When people start talking about 7/7, 9/11, terrorism and Osama, rationality is lost and prejudice and stereotype emerge. Most people are so (understandably) full of rage at what happened and what's still happening that they don't want to hear that not all Muslims are terrorists, illegal immigrants or uneducated illiterates that the rest of the nation has to 'respect'. Ultimately, it's far easier to lump us altogether.

 

Peter Oborne, the well-known right-wing columnist who is behind the Dispatches programme, pointed this out in two pieces published last week, one in the Daily Mail, the other in the Independent. He spoke out against Islamophobia and how the press is to blame for producing ridiculous stories about Muslims, like the one that appeared last week (funnily enough in the Mail) about how a police advert featuring a puppy sparked 'outrage' from Muslims who find dogs offensive.

 

For the record, I'm Muslim. Trust me, we don't have an issue with puppies.

 

Oborne says: 'We should all feel ashamed about the way we treat Muslims, in the media, in our politics and on our streets.

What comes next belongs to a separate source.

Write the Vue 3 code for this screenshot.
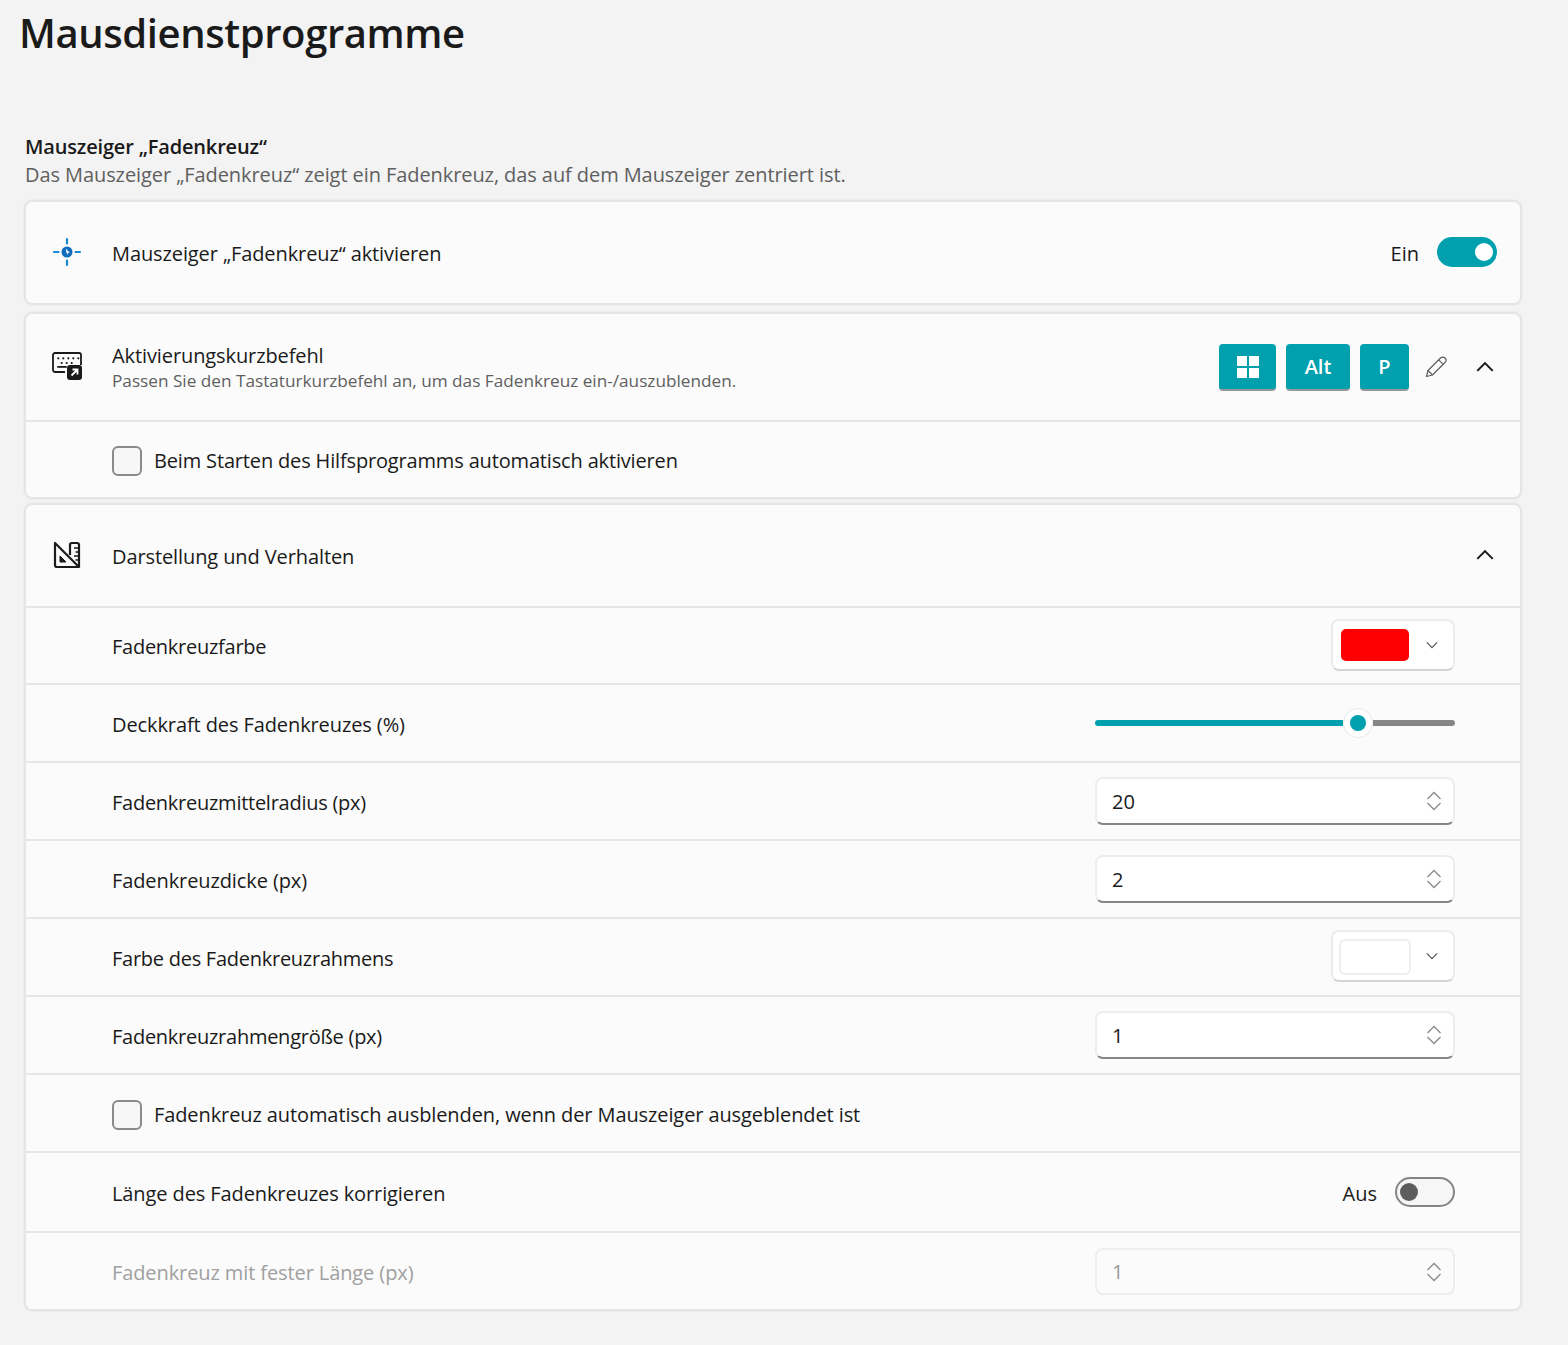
<script setup>
const chev = 'M1 7 L7 1 L13 7'
</script>

<template>
  <div class="page">
    <h1 class="title">Mausdienstprogramme</h1>
    <div class="section-head">
      <div class="section-title">Mauszeiger „Fadenkreuz“</div>
      <div class="section-desc">Das Mauszeiger „Fadenkreuz“ zeigt ein Fadenkreuz, das auf dem Mauszeiger zentriert ist.</div>
    </div>

    <div class="card c1">
      <div class="row head h-enable">
        <span class="ico">
          <svg width="30" height="30" viewBox="0 0 30 30">
            <g stroke="#1a8ad4" stroke-width="2.200" stroke-linecap="round">
              <path d="M15 2V6.500M15 23.500V28M2 15H6.500M23.500 15H28" />
            </g>
            <circle cx="15" cy="15" r="5.500" fill="#0f6cbd" />
            <path d="M13.600 11.600L17.800 15.800L15.600 15.900L15.200 18.400Z" fill="#fff" />
          </svg>
        </span>
        <span class="label">Mauszeiger „Fadenkreuz“ aktivieren</span>
        <span class="state on-state">Ein</span>
        <span class="toggle on"><i></i></span>
      </div>
    </div>

    <div class="card c2">
      <div class="row head h-short">
        <span class="ico">
          <svg width="30" height="28" viewBox="0 0 30 28" fill="none">
            <path d="M13 20H3a2 2 0 0 1-2-2V3a2 2 0 0 1 2-2h24a2 2 0 0 1 2 2v10" stroke="#1a1a1a" stroke-width="1.800" />
            <g fill="#1a1a1a">
              <circle cx="6.300" cy="6.300" r="1.100" /><circle cx="11.300" cy="6.300" r="1.100" /><circle cx="16.300" cy="6.300" r="1.100" /><circle cx="21.300" cy="6.300" r="1.100" /><circle cx="26.300" cy="6.300" r="1.100" />
              <circle cx="9.700" cy="11" r="1.100" /><circle cx="14.700" cy="11" r="1.100" /><circle cx="19.700" cy="11" r="1.100" />
              <rect x="5.300" y="14" width="9.400" height="1.800" />
              <rect x="15" y="13" width="15" height="15" rx="3" />
            </g>
            <path d="M19.500 23.500L25.500 17.500M20.500 17.500H25.500V22.500" stroke="#fff" stroke-width="1.800" />
          </svg>
        </span>
        <div class="two-line">
          <span class="label">Aktivierungskurzbefehl</span>
          <span class="sub">Passen Sie den Tastaturkurzbefehl an, um das Fadenkreuz ein-/auszublenden.</span>
        </div>
        <div class="keys">
          <span class="key k-win">
            <svg width="22" height="22" viewBox="0 0 22 22" fill="#fff">
              <rect x="0" y="0" width="10" height="10" /><rect x="12" y="0" width="10" height="10" />
              <rect x="0" y="12" width="10" height="10" /><rect x="12" y="12" width="10" height="10" />
            </svg>
          </span>
          <span class="key k-alt">Alt</span>
          <span class="key k-p">P</span>
        </div>
        <svg class="pen" width="22" height="22" viewBox="0 0 22 22" fill="none" stroke="#5e5e5e" stroke-width="1.200" stroke-linejoin="round">
          <path d="M1.500 20.500L3 14.500L15.500 2A2.500 2.500 0 0 1 20 6.500L7.500 19Z" />
          <path d="M13.700 3.800L18.200 8.300M3 14.500L7.500 19" />
        </svg>
        <svg class="chev" width="18" height="12" viewBox="0 0 14 8" fill="none" stroke="#1a1a1a" stroke-width="1.600"><path :d="chev" /></svg>
      </div>
      <div class="row r-check r-78 first-check">
        <span class="check"></span>
        <span class="label tight-s">Beim Starten des Hilfsprogramms automatisch aktivieren</span>
      </div>
    </div>

    <div class="card c3">
      <div class="row head h-app">
        <span class="ico">
          <svg width="28" height="28" viewBox="0 0 28 28" fill="none" stroke="#1a1a1a" stroke-width="2.200" stroke-linejoin="round">
            <path d="M2 2V24a2 2 0 0 0 2 2H26Z" />
            <path d="M7 21V15L13 21Z" fill="#1a1a1a" stroke-width="1" />
            <path d="M17 14V4a2 2 0 0 1 2-2h5a2 2 0 0 1 2 2V26" />
            <path d="M21 7h5M22.500 11h3.500M21 15h5M22.500 19h3.500" stroke-width="1.600" />
          </svg>
        </span>
        <span class="label lower">Darstellung und Verhalten</span>
        <svg class="chev end" width="18" height="12" viewBox="0 0 14 8" fill="none" stroke="#1a1a1a" stroke-width="1.600"><path :d="chev" /></svg>
      </div>

      <div class="row r-indent r-77">
        <span class="label tight">Fadenkreuzfarbe</span>
        <span class="picker"><span class="swatch red"></span><svg width="12" height="8" viewBox="0 0 14 8" fill="none" stroke="#555" stroke-width="1.400"><path d="M1 1L7 7L13 1" /></svg></span>
      </div>
      <div class="row r-indent r-78">
        <span class="label">Deckkraft des Fadenkreuzes (%)</span>
        <span class="slider"><span class="fill"></span><span class="thumb"><i></i></span><span class="rest"></span></span>
      </div>
      <div class="row r-indent r-78">
        <span class="label tight">Fadenkreuzmittelradius (px)</span>
        <span class="num"><span>20</span><svg width="16" height="20" viewBox="0 0 16 20" fill="none" stroke="#8a8a8a" stroke-width="1.300"><path d="M1.500 8L8 1.500L14.500 8M1.500 12L8 18.500L14.500 12" /></svg></span>
      </div>
      <div class="row r-indent r-78">
        <span class="label">Fadenkreuzdicke (px)</span>
        <span class="num"><span>2</span><svg width="16" height="20" viewBox="0 0 16 20" fill="none" stroke="#8a8a8a" stroke-width="1.300"><path d="M1.500 8L8 1.500L14.500 8M1.500 12L8 18.500L14.500 12" /></svg></span>
      </div>
      <div class="row r-indent r-78">
        <span class="label tight">Farbe des Fadenkreuzrahmens</span>
        <span class="picker"><span class="swatch white"></span><svg width="12" height="8" viewBox="0 0 14 8" fill="none" stroke="#555" stroke-width="1.400"><path d="M1 1L7 7L13 1" /></svg></span>
      </div>
      <div class="row r-indent r-78">
        <span class="label tight">Fadenkreuzrahmengröße (px)</span>
        <span class="num"><span>1</span><svg width="16" height="20" viewBox="0 0 16 20" fill="none" stroke="#8a8a8a" stroke-width="1.300"><path d="M1.500 8L8 1.500L14.500 8M1.500 12L8 18.500L14.500 12" /></svg></span>
      </div>
      <div class="row r-check r-78">
        <span class="check low"></span>
        <span class="label">Fadenkreuz automatisch ausblenden, wenn der Mauszeiger ausgeblendet ist</span>
      </div>
      <div class="row r-indent r-80">
        <span class="label">Länge des Fadenkreuzes korrigieren</span>
        <span class="state">Aus</span>
        <span class="toggle off"><i></i></span>
      </div>
      <div class="row r-indent r-79 disabled">
        <span class="label">Fadenkreuz mit fester Länge (px)</span>
        <span class="num dis"><span>1</span><svg width="16" height="20" viewBox="0 0 16 20" fill="none" stroke="#8a8a8a" stroke-width="1.300"><path d="M1.500 8L8 1.500L14.500 8M1.500 12L8 18.500L14.500 12" /></svg></span>
      </div>
    </div>
  </div>
</template>

<style>
html, body { margin: 0; background: #f3f3f3; }
</style>

<style scoped>
.page {
  box-sizing: border-box;
  width: 1568px;
  height: 1345px;
  overflow: hidden;
  padding: 0 46px 0 24px;
  background: #f3f3f3;
  font-family: "Open Sans", "Noto Sans", sans-serif;
  color: #1a1a1a;
}
.title {
  margin: 0 0 0 -5px;
  font-size: 40px;
  line-height: 66px;
  font-weight: 600;
  letter-spacing: -0.4px;
  height: 134px;
  color: #1a1a1a;
}
.section-head { padding-left: 1px; height: 66px; }
.section-title { font-size: 20px; line-height: 26px; font-weight: 600; letter-spacing: -0.17px; }
.section-desc { font-size: 20px; line-height: 30px; color: #5f5f5f; letter-spacing: -0.08px; }
.card {
  box-sizing: border-box;
  background: #fbfbfb;
  border: 2px solid #e5e5e5;
  border-radius: 8px;
  box-shadow: 0 0 0 1px #eeeeee;
}
.c1 { height: 105px; margin-bottom: 7px; }
.c2 { height: 187px; margin-bottom: 4px; }
.c3 { height: 808px; }
.row {
  box-sizing: border-box;
  display: flex;
  align-items: center;
  border-top: 2px solid #e6e6e6;
  padding-right: 65px;
}
.head { border-top: 0; padding-left: 26px; padding-right: 23px; }
.h-enable { height: 101px; }
.h-short { height: 106px; padding-right: 26px; }
.h-app { height: 101px; padding-right: 26px; padding-bottom: 2px; }
.r-77 { height: 77px; }
.r-78 { height: 78px; }
.r-79 { height: 79px; }
.r-80 { height: 80px; }
.r-indent { padding-left: 86px; }
.r-check { padding-left: 86px; }
.ico { width: 30px; height: 30px; display: flex; align-items: center; justify-content: center; margin-right: 30px; flex: none; position: relative; top: -1px; }
.h-app .ico { top: 0; }
.label { font-size: 20px; line-height: 27px; letter-spacing: -0.1px; margin-right: auto; }
.r-indent .label, .r-check .label, .h-enable .label { margin-top: 2px; }
.first-check .label { margin-top: 0; }
.label.lower { margin-top: 4px; }
.label.tight { letter-spacing: -0.26px; }
.label.tight-s { letter-spacing: -0.16px; }
.two-line { display: flex; flex-direction: column; margin-right: auto; }
.sub { font-size: 17.200px; line-height: 22px; color: #5f5f5f; margin-top: 1px; }
.state { font-size: 20px; margin-right: 18px; margin-top: 2px; }
.toggle { box-sizing: border-box; width: 60px; height: 30px; border-radius: 15px; position: relative; flex: none; }
.toggle.on { background: #00a0ae; top: -1px; }
.toggle.on i { position: absolute; right: 4px; top: 6px; width: 18px; height: 18px; border-radius: 50%; background: #fff; }
.toggle.off { background: #f6f6f6; border: 2px solid #858585; }
.toggle.off i { position: absolute; left: 3px; top: 4px; width: 18px; height: 18px; border-radius: 50%; background: #5d5d5d; }
.keys { display: flex; gap: 10px; align-items: center; }
.key {
  box-sizing: border-box;
  height: 47px;
  background: #00a0ae;
  border-radius: 4px;
  border-bottom: 2px solid #979797;
  color: #fff;
  font-weight: 600;
  font-size: 20px;
  padding-top: 1px;
  display: flex;
  align-items: center;
  justify-content: center;
}
.k-win { width: 57px; }
.k-alt { width: 64px; }
.k-p { width: 49px; }
.pen { margin-left: 16px; }
.chev { margin-left: 29px; }
.chev.end { margin-left: 0; }
.check { box-sizing: border-box; width: 30px; height: 30px; border-radius: 6px; border: 2px solid #8a8a8a; background: #f7f7f7; margin-right: 12px; flex: none; }
.check.low { margin-top: 4px; }
.first-check .check { margin-top: 2px; }
.picker {
  box-sizing: border-box;
  width: 124px;
  height: 52px;
  background: #fff;
  border: 2px solid #ececec;
  border-bottom-color: #d4d4d4;
  border-radius: 8px;
  padding: 0 15px 0 8px;
  display: flex;
  align-items: center;
  justify-content: space-between;
  position: relative;
  top: -1px;
}
.swatch { width: 68px; height: 32px; border-radius: 5px; }
.swatch.red { background: #ff0000; }
.swatch.white { box-sizing: border-box; width: 72px; height: 36px; background: #fff; border: 2px solid #eeeeee; border-radius: 6px; margin: 2px 0 0 -2px; }
.slider { width: 360px; display: flex; align-items: center; }
.fill { height: 6px; width: 248px; background: #00a0ae; border-radius: 3px 0 0 3px; }
.rest { height: 6px; flex: 1; background: #868686; border-radius: 0 3px 3px 0; }
.thumb { box-sizing: border-box; width: 30px; height: 30px; border-radius: 50%; background: #fff; border: 1px solid #e8e8e8; display: flex; align-items: center; justify-content: center; flex: none; }
.thumb i { width: 16px; height: 16px; border-radius: 50%; background: #00a0ae; }
.num {
  box-sizing: border-box;
  width: 360px;
  height: 48px;
  background: #fff;
  border: 2px solid #ededed;
  border-bottom: 2px solid #858585;
  border-radius: 8px;
  padding: 0 11px 0 15px;
  font-size: 20px;
  display: flex;
  align-items: center;
  justify-content: space-between;
}
.num.dis { height: 47px; background: #fbfbfb; border-bottom-color: #ededed; color: #9a9a9a; }
.disabled .label { color: #a0a0a0; }
</style>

We do not treat Muslims with the tolerance, decency and fairness that we often like to boast is the British way.'

 

He was brave to say this. It's obvious that many 'get-back-from-where-you-came-from' people will see him as some sort of 'sympathiser'.

 

Some of what he said rings true. If you're a Muslim, even a middle-of-the-road one, you don't have to have been a victim of an Islamophobic attack to realise that things have changed. Sometimes, it's subtle, like how my hijab-wearing mother had to justify to colleagues why she'd started wearing a headscarf. At other times it isn't. Every Muslim can probably tell you a story or two of how they got held for hours of interrogation by immigration on the way to the US for no apparent reason other than because they had a Muslim-sounding name or an Arab/Asian face.

 

My elder brother, an orthodontist, once told me that the best thing for us (for Muslims in general) to do right now was to 'keep our heads down; don't draw attention to yourself unnecessarily'. Even the open-minded, educated, Muslim contingent worries about the misperceptions people have of us, largely because of the fear factor people tend to use when talking about Muslims. 'If people know I'm Muslim, will they judge me differently because of it?' is something that worries me.

 

Every year, I fast for Ramadan, but (until now at least) probably only one of my colleagues actually knows. I'd rather not shout about it because then it saves the questions, the quizzical looks, the feeling you get from other people that you're different.

 

Pieces such as Oborne's and tomorrow's Dispatches programme will upset some who don't think Muslims deserve the sympathy. But this isn't about Muslims asking for pity. It's about asking for understanding and the recognition that it's a minority that has ruined our names - and that most of us really aren't that different.